→ WRITTEN INSTRUCTION: Copy nothing but the part that opens with the line containing "Rebuild this screenshot" and closes with the line containing "const menuItems = ['Copy', 'Reorder', 'Delete', 'Restore']". Do not include pictures.

--- begin RECORDS FOR THE TASK ---

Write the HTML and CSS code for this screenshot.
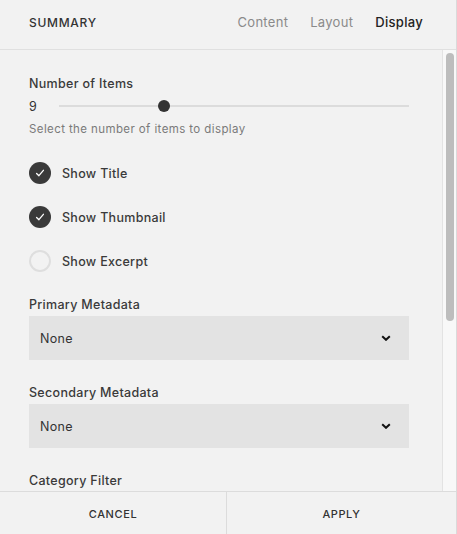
FILE: index.html
```html
<!DOCTYPE html>
<html lang="en">
<head>
<meta charset="utf-8">
<title>Summary</title>
<link rel="stylesheet" href="styles.css">
</head>
<body>
<div class="panel">
  <header class="header">
    <div class="title">SUMMARY</div>
    <nav class="tabs">
      <span class="tab">Content</span>
      <span class="tab">Layout</span>
      <span class="tab active">Display</span>
    </nav>
  </header>
  <div class="body">
    <main class="scroll">
      <div class="content">
        <div class="label">Number of Items</div>
        <div class="slider-row">
          <span class="slider-value">9</span>
          <div class="slider">
            <div class="slider-track"></div>
            <div class="slider-knob" style="left: 30%"></div>
          </div>
        </div>
        <div class="desc">Select the number of items to display</div>

        <div class="check first">
          <span class="box on"><svg viewBox="0 0 22 22" width="22" height="22"><path d="M7.6 11.5 L9.9 13.7 L14.4 8.3" fill="none" stroke="#fff" stroke-width="1.3" stroke-linecap="round" stroke-linejoin="round"/></svg></span>
          <span class="check-label">Show Title</span>
        </div>
        <div class="check">
          <span class="box on"><svg viewBox="0 0 22 22" width="22" height="22"><path d="M7.6 11.5 L9.9 13.7 L14.4 8.3" fill="none" stroke="#fff" stroke-width="1.3" stroke-linecap="round" stroke-linejoin="round"/></svg></span>
          <span class="check-label">Show Thumbnail</span>
        </div>
        <div class="check">
          <span class="box"></span>
          <span class="check-label">Show Excerpt</span>
        </div>

        <div class="label field-label">Primary Metadata</div>
        <div class="select"><span>None</span><svg class="chev" viewBox="0 0 10 6" width="10" height="6"><path d="M1.2 1.2 L5 4.8 L8.8 1.2" fill="none" stroke="#111" stroke-width="2"/></svg></div>

        <div class="label field-label">Secondary Metadata</div>
        <div class="select"><span>None</span><svg class="chev" viewBox="0 0 10 6" width="10" height="6"><path d="M1.2 1.2 L5 4.8 L8.8 1.2" fill="none" stroke="#111" stroke-width="2"/></svg></div>

        <div class="label field-label">Category Filter</div>
      </div>
    </main>
    <div class="scrollbar"><div class="thumb"></div></div>
  </div>
  <footer class="footer">
    <div class="btn">CANCEL</div>
    <div class="btn">APPLY</div>
  </footer>
</div>
</body>
</html>
```

FILE: styles.css
```css
html, body {
  margin: 0;
  padding: 0;
  background: #f2f2f2;
}

body {
  font-family: "Inter", "Liberation Sans", sans-serif;
  color: #333;
}

.panel {
  width: 456px;
  height: 534px;
  border-right: 1px solid #dadada;
  display: flex;
  flex-direction: column;
  background: #f2f2f2;
}

.header {
  height: 50px;
  box-sizing: border-box;
  flex: none;
  border-bottom: 1px solid #e0e0e0;
  display: flex;
  align-items: center;
  justify-content: space-between;
  padding: 0 33px 5px 29px;
}

.title {
  font-size: 12px;
  font-weight: 500;
  letter-spacing: 0.7px;
  color: #333;
}

.tabs {
  display: flex;
  gap: 22px;
}

.tab {
  font-size: 13px;
  color: #8a8a8a;
  letter-spacing: 0.3px;
}

.tab.active {
  color: #222;
  font-weight: 450;
}

.body {
  flex: 1;
  min-height: 0;
  display: flex;
}

.scroll {
  flex: 1;
  overflow: hidden;
}

.scrollbar {
  width: 14px;
  flex: none;
  background: #f8f8f8;
  border-left: 1px solid #e3e3e3;
  padding: 3px 3px 0 3px;
  box-sizing: border-box;
}

.thumb {
  height: 268px;
  width: 8px;
  border-radius: 4px;
  background: #bdbdbd;
}

.content {
  padding: 24px 33px 0 29px;
}

.label {
  font-size: 12.5px;
  line-height: 16px;
  padding-top: 2px;
  font-weight: 450;
  letter-spacing: 0.3px;
  color: #3a3a3a;
}

.slider-row {
  margin-top: 6px;
  height: 16px;
  display: flex;
  align-items: center;
}

.slider-value {
  font-size: 12.5px;
  width: 30px;
  color: #333;
}

.slider {
  position: relative;
  flex: 1;
  height: 16px;
}

.slider-track {
  position: absolute;
  left: 0;
  right: 0;
  top: 7px;
  height: 2px;
  background: #dcdcdc;
}

.slider-knob {
  position: absolute;
  top: 2px;
  width: 12px;
  height: 12px;
  margin-left: -6px;
  border-radius: 50%;
  background: #333;
}

.desc {
  margin-top: 7px;
  font-size: 11.5px;
  line-height: 16px;
  letter-spacing: 0.4px;
  color: #7a7a7a;
}

.check {
  margin-top: 22px;
  height: 22px;
  display: flex;
  align-items: center;
}

.check.first {
  margin-top: 25px;
}

.box {
  width: 22px;
  height: 22px;
  box-sizing: border-box;
  border-radius: 50%;
  border: 2px solid #dedede;
  flex: none;
  display: flex;
}

.box.on {
  background: #3a3a3a;
  border: none;
}

.check-label {
  margin-left: 11px;
  font-size: 12.5px;
  font-weight: 450;
  letter-spacing: 0.3px;
  color: #3a3a3a;
}

.field-label {
  margin-top: 23px;
}

.select {
  margin-top: 3px;
  height: 44px;
  background: #e3e3e3;
  display: flex;
  align-items: center;
  justify-content: space-between;
  padding: 0 18px 0 11px;
  font-size: 12.5px;
  letter-spacing: 0.3px;
  color: #333;
}

.chev {
  display: block;
}

.footer {
  height: 42px;
  flex: none;
  border-top: 1px solid #dcdcdc;
  display: grid;
  grid-template-columns: 226px 1fr;
}

.btn {
  display: flex;
  align-items: center;
  justify-content: center;
  padding-top: 2px;
  font-size: 11px;
  font-weight: 450;
  letter-spacing: 0.6px;
  color: #333;
}

.btn + .btn {
  border-left: 1px solid #dcdcdc;
}
```
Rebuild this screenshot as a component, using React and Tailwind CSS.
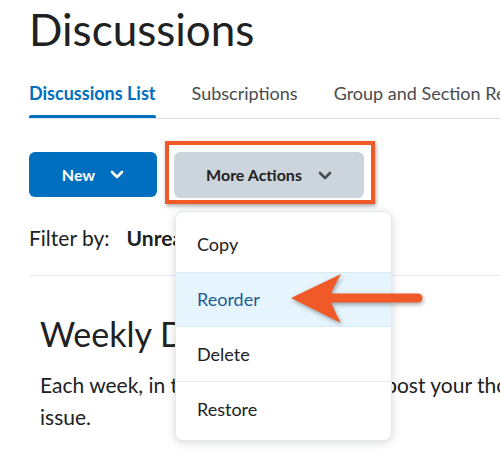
import React from 'react'

function Chevron({ className }) {
  return (
    <svg viewBox="0 0 14 9" className={className} fill="none">
      <path d="M2 2l5 5 5-5" stroke="currentColor" strokeWidth="2.6" strokeLinecap="round" strokeLinejoin="round" />
    </svg>
  )
}

const menuItems = ['Copy', 'Reorder', 'Delete', 'Restore']

export default function App() {
  return (
    <div className="relative w-[500px] h-[460px] overflow-hidden bg-white font-['Lato',sans-serif] text-[#494c4e]">
      <div className="w-[900px] pl-[29px]">
        <h1 className="mt-[4px] text-[44px] leading-[50px] text-[#202122]">Discussions</h1>

        {/* tabs */}
        <div className="mt-[29px] flex gap-[36px] border-b border-[#dfe4ea]">
          <div className="flex flex-col">
            <span className="text-[18px] leading-[20px] font-bold text-[#006fbf] pb-[12px]">Discussions List</span>
            <span className="h-[3px] rounded-t-[2px] bg-[#006fbf]" />
          </div>
          <span className="text-[18px] leading-[20px] pb-[15px] text-[#494c4e]">Subscriptions</span>
          <span className="text-[18px] leading-[20px] pb-[15px] text-[#494c4e]">Group and Section Restrictions</span>
        </div>

        {/* buttons */}
        <div className="mt-[22px] flex items-start">
          <button className="mt-[11px] w-[128px] h-[45px] rounded-[6px] bg-[#006fbf] text-white text-[16px] font-bold flex items-center justify-center gap-[15px]">
            New
            <Chevron className="w-[14px] h-[9px]" />
          </button>
          <div className="ml-[8px] border-[4px] border-[#f05a28] pl-[5px] pr-[7px] pt-[7px] pb-[2px] shadow-[1px_2px_4px_rgba(0,0,0,0.35)]">
            <button className="w-[190px] h-[46px] rounded-[6px] bg-[#cdd5dc] text-[#202122] text-[16px] font-bold flex items-center justify-center gap-[16px]">
              More Actions
              <Chevron className="w-[14px] h-[9px] text-[#494c4e]" />
            </button>
          </div>
        </div>

        {/* filter */}
        <div className="mt-[22px] flex gap-[17px] text-[21px] leading-[24px] text-[#202122]">
          <span>Filter by:</span>
          <span className="font-bold">Unread Posts</span>
        </div>

        <div className="mt-[25px] border-t border-[#e3e9f1]" />

        <div className="pl-[11px]">
          <h2 className="mt-[38px] text-[34px] leading-[40px] text-[#202122]">Weekly Discussion</h2>
          <p className="mt-[15px] text-[21px] leading-[32px] text-[#202122] whitespace-nowrap">
            Each week, in the discussion threads, post your thoughts on this week&apos;s
            <br />
            issue.
          </p>
        </div>
      </div>

      {/* dropdown menu */}
      <div className="absolute left-[175px] top-[211px] w-[217px] h-[230px] rounded-[8px] border border-[#e3e9f1] bg-white shadow-[0_2px_10px_rgba(0,0,0,0.15)] py-[5px]">
        {menuItems.map((item, i) => (
          <div
            key={item}
            className={
              'h-[55px] flex items-center pl-[21px] text-[18px] ' +
              (item === 'Reorder'
                ? 'bg-[#e6f5fd] text-[#1e5b96] border-y border-[#d8ecf8]'
                : 'text-[#202122] ' + (i < 3 && menuItems[i + 1] !== 'Reorder' ? 'border-b border-[#e8ecf0]' : ''))
            }
          >
            {item}
          </div>
        ))}
      </div>

      {/* arrow annotation */}
      <svg className="absolute left-[280px] top-[265px] w-[150px] h-[65px] drop-shadow-[1px_2px_2px_rgba(0,0,0,0.35)]" viewBox="0 0 150 65">
        <line x1="50" y1="33" x2="138" y2="33" stroke="#f05a28" strokeWidth="9" strokeLinecap="round" />
        <path d="M11 33 L61 9 Q52 24 50 33 Q52 42 61 58 Z" fill="#f05a28" />
      </svg>
    </div>
  )
}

--- end RECORDS FOR THE TASK ---

→ THE SOLUTION:
Rebuild this screenshot as a component, using React and Tailwind CSS.
import React from 'react'

function Chevron({ className }) {
  return (
    <svg viewBox="0 0 14 9" className={className} fill="none">
      <path d="M2 2l5 5 5-5" stroke="currentColor" strokeWidth="2.6" strokeLinecap="round" strokeLinejoin="round" />
    </svg>
  )
}

const menuItems = ['Copy', 'Reorder', 'Delete', 'Restore']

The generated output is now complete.